§ **WHAT THE TASK REQUIRES**: Find every line with the word "this". Copy those lines.

§ **WORKING DATA**:
====================

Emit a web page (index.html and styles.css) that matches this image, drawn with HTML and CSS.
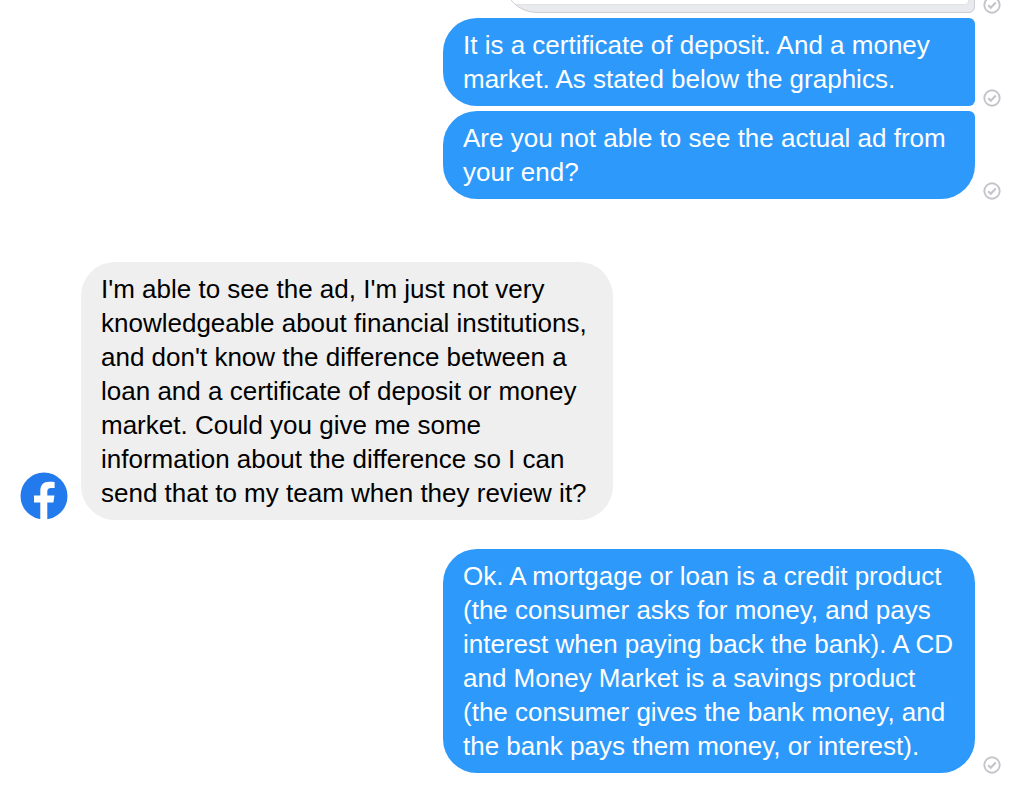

====================

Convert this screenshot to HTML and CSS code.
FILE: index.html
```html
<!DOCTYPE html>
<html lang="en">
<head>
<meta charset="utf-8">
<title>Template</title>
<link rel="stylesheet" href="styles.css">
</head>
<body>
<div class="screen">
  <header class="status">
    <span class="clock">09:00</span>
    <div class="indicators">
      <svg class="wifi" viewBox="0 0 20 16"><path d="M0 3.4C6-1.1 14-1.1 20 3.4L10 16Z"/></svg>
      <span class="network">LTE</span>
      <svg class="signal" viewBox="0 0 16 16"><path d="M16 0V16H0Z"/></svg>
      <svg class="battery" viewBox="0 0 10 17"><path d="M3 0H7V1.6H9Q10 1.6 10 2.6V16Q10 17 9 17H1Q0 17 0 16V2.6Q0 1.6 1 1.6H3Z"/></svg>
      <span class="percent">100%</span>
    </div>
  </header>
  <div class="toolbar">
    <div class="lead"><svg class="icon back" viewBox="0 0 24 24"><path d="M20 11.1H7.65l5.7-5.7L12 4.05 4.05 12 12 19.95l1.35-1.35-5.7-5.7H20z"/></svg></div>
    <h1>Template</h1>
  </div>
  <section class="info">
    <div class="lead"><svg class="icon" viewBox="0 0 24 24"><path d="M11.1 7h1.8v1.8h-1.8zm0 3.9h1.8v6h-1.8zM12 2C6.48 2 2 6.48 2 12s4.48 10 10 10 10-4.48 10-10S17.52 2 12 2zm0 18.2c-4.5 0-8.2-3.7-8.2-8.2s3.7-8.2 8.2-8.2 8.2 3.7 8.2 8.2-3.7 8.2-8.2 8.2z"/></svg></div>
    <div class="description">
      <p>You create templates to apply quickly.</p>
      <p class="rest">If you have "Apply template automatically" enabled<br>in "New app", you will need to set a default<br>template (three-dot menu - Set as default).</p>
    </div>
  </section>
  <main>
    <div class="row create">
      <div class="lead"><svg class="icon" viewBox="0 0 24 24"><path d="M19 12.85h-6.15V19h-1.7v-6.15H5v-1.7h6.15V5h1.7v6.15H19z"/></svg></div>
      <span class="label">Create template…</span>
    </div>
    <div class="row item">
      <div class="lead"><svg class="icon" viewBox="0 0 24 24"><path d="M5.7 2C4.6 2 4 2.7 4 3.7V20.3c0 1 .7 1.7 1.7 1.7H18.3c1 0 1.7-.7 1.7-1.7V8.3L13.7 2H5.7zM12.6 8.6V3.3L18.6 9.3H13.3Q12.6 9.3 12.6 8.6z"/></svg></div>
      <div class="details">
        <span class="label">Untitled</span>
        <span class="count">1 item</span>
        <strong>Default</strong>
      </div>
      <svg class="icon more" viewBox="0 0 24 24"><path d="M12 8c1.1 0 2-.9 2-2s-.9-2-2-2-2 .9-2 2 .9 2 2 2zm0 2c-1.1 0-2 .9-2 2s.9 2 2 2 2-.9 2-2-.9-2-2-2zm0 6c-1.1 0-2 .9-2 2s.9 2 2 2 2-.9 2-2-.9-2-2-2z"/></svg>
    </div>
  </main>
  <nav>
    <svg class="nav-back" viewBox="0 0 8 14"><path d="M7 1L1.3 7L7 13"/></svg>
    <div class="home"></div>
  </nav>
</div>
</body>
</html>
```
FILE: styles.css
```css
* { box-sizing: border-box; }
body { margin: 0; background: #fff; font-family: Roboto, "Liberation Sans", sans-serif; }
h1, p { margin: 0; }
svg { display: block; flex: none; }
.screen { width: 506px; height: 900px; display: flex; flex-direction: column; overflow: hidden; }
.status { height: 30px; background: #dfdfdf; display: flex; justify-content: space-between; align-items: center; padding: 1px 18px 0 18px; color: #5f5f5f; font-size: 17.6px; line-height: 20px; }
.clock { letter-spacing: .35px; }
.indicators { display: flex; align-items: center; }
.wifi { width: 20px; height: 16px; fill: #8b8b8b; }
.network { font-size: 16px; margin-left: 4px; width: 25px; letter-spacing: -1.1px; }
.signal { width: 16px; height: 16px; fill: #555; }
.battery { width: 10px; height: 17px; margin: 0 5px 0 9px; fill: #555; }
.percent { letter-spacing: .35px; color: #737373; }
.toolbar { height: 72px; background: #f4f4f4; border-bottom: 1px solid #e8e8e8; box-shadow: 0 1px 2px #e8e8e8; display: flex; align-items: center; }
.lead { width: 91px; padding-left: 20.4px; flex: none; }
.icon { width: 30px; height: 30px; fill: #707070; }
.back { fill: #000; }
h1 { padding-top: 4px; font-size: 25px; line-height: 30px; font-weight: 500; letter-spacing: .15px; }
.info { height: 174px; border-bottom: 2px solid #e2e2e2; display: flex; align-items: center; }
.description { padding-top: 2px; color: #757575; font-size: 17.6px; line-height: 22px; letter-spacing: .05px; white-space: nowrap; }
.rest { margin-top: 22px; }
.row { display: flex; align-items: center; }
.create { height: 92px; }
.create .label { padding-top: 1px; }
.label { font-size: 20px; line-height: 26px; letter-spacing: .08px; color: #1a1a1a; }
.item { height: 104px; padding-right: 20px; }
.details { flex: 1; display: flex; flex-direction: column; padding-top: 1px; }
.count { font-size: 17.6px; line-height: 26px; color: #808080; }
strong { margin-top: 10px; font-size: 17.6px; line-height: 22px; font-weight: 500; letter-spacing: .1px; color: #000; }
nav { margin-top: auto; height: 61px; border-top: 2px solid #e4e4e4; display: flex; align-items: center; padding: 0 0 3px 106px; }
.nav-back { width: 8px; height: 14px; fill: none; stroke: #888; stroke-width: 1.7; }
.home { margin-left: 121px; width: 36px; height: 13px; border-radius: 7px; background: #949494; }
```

====================

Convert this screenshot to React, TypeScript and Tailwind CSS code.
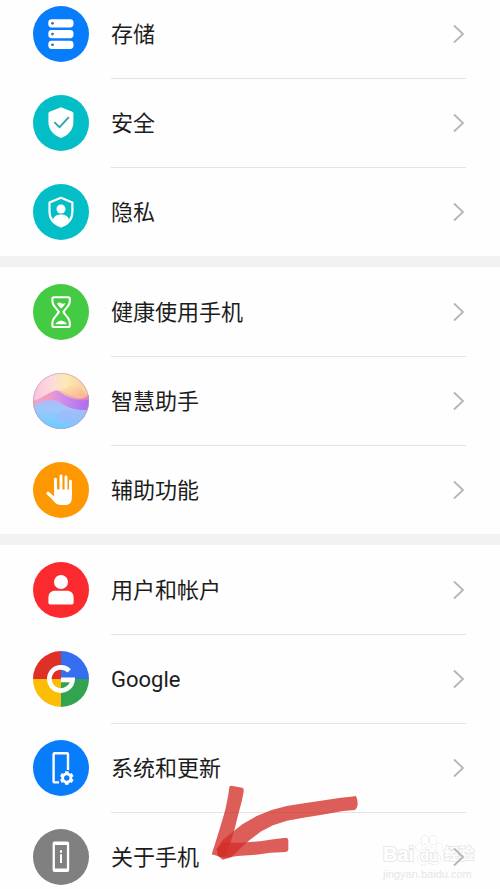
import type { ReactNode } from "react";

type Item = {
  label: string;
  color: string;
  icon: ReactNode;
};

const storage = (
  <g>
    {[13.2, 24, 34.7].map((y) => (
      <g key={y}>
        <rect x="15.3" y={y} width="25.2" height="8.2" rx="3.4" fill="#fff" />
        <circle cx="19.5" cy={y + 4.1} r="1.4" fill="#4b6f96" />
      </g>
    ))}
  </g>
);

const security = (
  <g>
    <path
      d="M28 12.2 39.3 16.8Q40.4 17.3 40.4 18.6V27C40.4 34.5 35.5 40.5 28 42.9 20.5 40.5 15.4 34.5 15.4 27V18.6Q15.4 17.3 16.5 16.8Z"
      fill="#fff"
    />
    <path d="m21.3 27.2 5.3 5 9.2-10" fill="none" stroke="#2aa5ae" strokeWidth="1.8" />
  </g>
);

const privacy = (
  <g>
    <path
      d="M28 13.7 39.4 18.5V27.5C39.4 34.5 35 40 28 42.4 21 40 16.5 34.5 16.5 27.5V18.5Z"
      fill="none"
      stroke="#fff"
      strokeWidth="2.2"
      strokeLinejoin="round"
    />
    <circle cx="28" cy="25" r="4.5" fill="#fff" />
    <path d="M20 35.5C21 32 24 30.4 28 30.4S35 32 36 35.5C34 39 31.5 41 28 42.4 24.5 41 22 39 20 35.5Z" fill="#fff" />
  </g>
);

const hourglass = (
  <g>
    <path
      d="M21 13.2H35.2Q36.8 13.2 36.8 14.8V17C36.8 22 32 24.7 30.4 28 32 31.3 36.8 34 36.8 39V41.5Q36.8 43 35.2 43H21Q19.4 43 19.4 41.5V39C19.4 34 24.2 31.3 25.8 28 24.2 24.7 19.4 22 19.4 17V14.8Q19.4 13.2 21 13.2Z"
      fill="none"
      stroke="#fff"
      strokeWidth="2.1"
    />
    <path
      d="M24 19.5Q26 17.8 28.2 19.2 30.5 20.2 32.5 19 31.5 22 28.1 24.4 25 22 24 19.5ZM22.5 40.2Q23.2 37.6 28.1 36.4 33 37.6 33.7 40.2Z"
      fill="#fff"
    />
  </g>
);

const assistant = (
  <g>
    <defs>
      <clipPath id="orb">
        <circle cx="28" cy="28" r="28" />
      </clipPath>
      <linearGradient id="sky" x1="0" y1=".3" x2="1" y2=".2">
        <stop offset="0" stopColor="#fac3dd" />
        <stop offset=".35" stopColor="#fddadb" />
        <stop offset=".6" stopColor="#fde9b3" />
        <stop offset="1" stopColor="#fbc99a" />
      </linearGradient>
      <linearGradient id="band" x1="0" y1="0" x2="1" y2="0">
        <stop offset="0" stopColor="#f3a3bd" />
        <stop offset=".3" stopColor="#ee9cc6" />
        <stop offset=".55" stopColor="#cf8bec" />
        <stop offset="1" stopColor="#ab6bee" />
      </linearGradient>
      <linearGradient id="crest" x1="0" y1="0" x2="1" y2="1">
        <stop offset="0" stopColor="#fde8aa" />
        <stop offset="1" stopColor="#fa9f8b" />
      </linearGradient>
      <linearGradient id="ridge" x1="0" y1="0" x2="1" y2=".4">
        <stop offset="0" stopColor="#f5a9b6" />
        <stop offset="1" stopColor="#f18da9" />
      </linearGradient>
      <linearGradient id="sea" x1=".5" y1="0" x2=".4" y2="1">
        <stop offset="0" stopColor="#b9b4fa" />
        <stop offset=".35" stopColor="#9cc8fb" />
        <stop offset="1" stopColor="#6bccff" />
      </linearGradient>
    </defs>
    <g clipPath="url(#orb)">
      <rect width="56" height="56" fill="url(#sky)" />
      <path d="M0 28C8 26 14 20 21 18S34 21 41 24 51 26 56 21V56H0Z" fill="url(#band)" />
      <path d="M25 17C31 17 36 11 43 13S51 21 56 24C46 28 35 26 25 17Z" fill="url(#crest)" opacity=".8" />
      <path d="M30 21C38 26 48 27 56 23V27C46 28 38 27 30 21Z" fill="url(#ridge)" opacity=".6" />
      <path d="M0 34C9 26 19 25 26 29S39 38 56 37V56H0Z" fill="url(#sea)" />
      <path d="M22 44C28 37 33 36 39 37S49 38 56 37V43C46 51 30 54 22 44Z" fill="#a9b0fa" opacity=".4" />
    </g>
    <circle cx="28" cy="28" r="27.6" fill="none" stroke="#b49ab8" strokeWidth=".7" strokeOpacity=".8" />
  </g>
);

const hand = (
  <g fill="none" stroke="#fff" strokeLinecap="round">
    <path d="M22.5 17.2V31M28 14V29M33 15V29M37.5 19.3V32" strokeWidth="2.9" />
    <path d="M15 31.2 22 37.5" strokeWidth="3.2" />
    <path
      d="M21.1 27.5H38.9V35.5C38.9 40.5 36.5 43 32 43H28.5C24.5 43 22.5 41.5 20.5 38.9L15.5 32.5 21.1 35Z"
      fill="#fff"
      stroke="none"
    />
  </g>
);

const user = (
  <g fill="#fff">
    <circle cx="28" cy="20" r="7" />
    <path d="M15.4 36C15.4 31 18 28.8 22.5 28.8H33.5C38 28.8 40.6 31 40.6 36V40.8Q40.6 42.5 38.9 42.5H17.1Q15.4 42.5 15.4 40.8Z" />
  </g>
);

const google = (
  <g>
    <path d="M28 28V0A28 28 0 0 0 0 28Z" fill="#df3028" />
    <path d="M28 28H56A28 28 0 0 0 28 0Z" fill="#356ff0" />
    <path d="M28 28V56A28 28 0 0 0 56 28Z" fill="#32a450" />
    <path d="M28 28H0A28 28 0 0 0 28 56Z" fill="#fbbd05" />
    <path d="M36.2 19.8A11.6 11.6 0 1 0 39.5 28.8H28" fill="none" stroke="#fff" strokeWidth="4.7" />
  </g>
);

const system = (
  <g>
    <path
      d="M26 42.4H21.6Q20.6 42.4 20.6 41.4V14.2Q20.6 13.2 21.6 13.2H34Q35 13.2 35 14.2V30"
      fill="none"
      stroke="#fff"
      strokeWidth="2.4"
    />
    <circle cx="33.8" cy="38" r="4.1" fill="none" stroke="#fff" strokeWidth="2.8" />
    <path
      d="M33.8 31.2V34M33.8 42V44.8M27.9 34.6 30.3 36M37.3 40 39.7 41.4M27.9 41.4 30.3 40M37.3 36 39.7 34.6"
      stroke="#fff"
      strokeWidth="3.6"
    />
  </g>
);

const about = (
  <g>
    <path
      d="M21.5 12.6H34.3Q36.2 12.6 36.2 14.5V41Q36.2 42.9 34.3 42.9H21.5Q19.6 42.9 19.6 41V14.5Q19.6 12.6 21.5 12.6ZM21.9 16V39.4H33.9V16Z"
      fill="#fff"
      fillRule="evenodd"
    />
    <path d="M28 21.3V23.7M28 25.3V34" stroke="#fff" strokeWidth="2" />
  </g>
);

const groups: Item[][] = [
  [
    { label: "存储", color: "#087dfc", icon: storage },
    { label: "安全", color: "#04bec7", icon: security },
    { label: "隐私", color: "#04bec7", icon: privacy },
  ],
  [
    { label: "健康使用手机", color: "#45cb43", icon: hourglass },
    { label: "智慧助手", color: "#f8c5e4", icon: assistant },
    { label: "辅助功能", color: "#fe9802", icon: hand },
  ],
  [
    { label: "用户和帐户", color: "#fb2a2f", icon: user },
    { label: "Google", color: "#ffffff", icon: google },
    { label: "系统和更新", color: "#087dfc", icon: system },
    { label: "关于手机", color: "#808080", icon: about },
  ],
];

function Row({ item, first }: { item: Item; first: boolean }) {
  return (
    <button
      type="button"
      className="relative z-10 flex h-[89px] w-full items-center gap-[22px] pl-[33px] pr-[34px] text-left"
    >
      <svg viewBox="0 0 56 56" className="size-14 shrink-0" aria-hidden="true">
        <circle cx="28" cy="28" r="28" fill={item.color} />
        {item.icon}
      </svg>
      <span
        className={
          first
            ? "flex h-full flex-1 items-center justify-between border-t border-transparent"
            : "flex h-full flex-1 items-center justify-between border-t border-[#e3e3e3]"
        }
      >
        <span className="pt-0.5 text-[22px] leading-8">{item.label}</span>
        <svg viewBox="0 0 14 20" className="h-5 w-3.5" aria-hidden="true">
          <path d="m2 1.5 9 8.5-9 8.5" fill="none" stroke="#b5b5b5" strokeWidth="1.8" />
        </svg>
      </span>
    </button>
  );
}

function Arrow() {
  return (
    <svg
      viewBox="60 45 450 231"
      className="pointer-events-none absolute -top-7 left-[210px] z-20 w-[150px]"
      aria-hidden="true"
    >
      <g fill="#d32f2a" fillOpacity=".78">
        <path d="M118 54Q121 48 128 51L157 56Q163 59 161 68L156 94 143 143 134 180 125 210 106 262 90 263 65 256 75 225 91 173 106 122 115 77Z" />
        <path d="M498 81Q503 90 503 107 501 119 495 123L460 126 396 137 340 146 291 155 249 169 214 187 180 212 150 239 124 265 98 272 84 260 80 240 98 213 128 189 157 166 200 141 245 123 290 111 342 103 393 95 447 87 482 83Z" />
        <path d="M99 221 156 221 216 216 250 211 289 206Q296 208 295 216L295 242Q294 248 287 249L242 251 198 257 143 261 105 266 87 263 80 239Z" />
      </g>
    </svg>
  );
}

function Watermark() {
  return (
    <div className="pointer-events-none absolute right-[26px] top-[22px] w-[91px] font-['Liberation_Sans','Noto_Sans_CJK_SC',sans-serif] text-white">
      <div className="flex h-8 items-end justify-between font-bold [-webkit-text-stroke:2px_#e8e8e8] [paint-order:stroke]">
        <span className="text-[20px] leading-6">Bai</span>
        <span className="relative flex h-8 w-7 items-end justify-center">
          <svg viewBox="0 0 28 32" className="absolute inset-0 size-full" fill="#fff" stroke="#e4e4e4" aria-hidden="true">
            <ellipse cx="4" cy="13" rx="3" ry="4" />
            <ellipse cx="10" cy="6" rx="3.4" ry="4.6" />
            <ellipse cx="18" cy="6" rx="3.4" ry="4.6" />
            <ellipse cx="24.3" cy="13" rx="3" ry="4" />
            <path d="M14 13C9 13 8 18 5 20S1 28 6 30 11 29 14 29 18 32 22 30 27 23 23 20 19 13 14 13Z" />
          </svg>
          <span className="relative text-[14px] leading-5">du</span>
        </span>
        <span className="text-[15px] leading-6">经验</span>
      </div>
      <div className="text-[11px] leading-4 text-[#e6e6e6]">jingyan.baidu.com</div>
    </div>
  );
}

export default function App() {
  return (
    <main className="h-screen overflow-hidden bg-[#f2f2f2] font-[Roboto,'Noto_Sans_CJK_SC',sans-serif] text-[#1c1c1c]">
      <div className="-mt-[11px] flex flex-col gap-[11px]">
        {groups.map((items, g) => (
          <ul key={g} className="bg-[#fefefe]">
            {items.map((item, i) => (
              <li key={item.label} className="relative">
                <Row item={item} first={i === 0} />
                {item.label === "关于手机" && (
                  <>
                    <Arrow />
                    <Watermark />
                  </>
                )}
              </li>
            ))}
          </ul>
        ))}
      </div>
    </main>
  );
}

====================

§ **EXPECTED ANSWER**:
Emit a web page (index.html and styles.css) that matches this image, drawn with HTML and CSS.
Convert this screenshot to HTML and CSS code.
Convert this screenshot to React, TypeScript and Tailwind CSS code.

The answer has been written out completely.